Yet how is this so different than what we have come to call autism? We call a child autistic when his actions are inexplicable to us, and often view autism as something that has happened to our children. I soon had no use for this view of my son’s behaviors. Either he had freewill or he didn’t. If he had freewill, if he had the power to choose what he would say and what he would do, then I would help him choose those behaviors that were in service to his life. Until he proved to me that he had no power to choose his behaviors, I would treat him as if he did.
It wasn’t long before my mind drifted to those monsters I had lived my life quietly fearing, monsters of the past and monsters of the present. What but their behaviors had earned them their monstrous title? And what exactly is the behavioral line one can cross where an action is no longer the manifestation of a perception – of seeing an enemy where there is actually a friend; of seeing a threat where there is actually safety – and is instead the command of a force greater than us, where our bodies and minds become but puppets to some invisible and wicked puppeteer?
I found it impossible to hold in my mind these two opposing views humanity, to look at my boy or myself and say, “We are innocent. We are not broken because we are not our behaviors,” and then look at the men I called monsters and say they were guilty. If Hitler could be guilty then I could be guilty and Sawyer could be guilty. And so did I forgive Hitler in that moment? Not really. He was still mostly a caricature of evil in my imagination, as were many of the serial killers and dictators living and dead.

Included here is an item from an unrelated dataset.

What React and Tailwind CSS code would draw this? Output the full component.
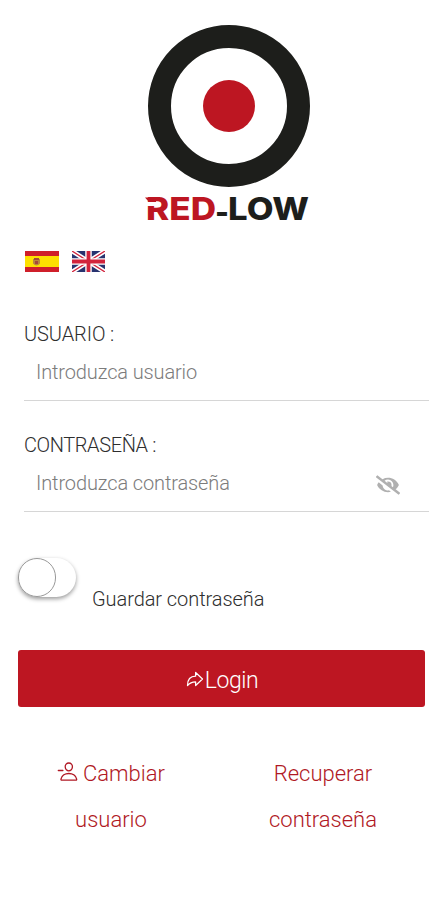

I was not, however, going to hold my life hostage to these men’s gaudy atrocities. There are people I love, whom I trust and adore, who have, while caught in the momentum of anger and frustration and fear, spoken unkindly to me. In those moments, as I learned to do with Sawyer and those behaviors we called autistic, I have looked past my friends’ words to who they truly are. I cannot require myself to see everyone in the world with the same intimate clarity with which I see the people I know and love. I do not have God’s eyes. But I can hold within my heart the knowledge that no one is broken, and have faith in that which is beyond my current perception. Most of the world is beyond my current perception, and yet I can love it just the same if I can only trust that a stranger desires love the same as I desire it now.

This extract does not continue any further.